Nationwide, growth in public school spending hasn’t led to significant academic improvement. What it has led to is more teachers and administrators.

In our recent story “Miss. school choice,” the MBJ highlighted information from the Mississippi Center for Public Policy that shows that over time more money has been added to the state public school system, but student achievement has not improved significantly.

WORLD magazine has highlighted a similar situation in Texas:

The state of “Texas now employs nearly as many full-time public-school employees who don’t work in a classroom as those who do — 326,812 compared to 333,090 in 2010.”

In contrast to the education establishment’s assertion that reduced spending will jeopardize education, “Rob Eissler, the Republican chairman of the Texas House’s Public Education Committee, says, ‘There’s 40 years of data showing that increased spending on education has not moved the dial on average student achievement. Yet our behavior has been that if we just put more money into school they’ll improve.'”

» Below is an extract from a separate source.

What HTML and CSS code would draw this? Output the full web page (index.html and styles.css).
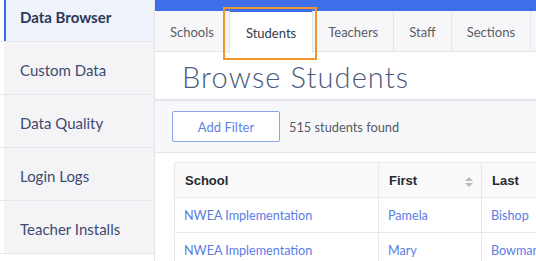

WORLD also cites Cato Institute data stating federal spending on k-12 education rose 133 percent from 1970 to 2006, yet scores of 17-year-olds on the National Assessment of Educational Progress are virtually unchanged.

Increased spending could be helpful if more of it were earmarked for teaching. See MBJ Dec. 5, 2010,  story, “More expense on classroom instruction = better student education.”

A Stennis Institute study has shown that Mississippi public school districts spending higher percentages of their budgets on classroom instruction tend to have students who perform better on standardized tests.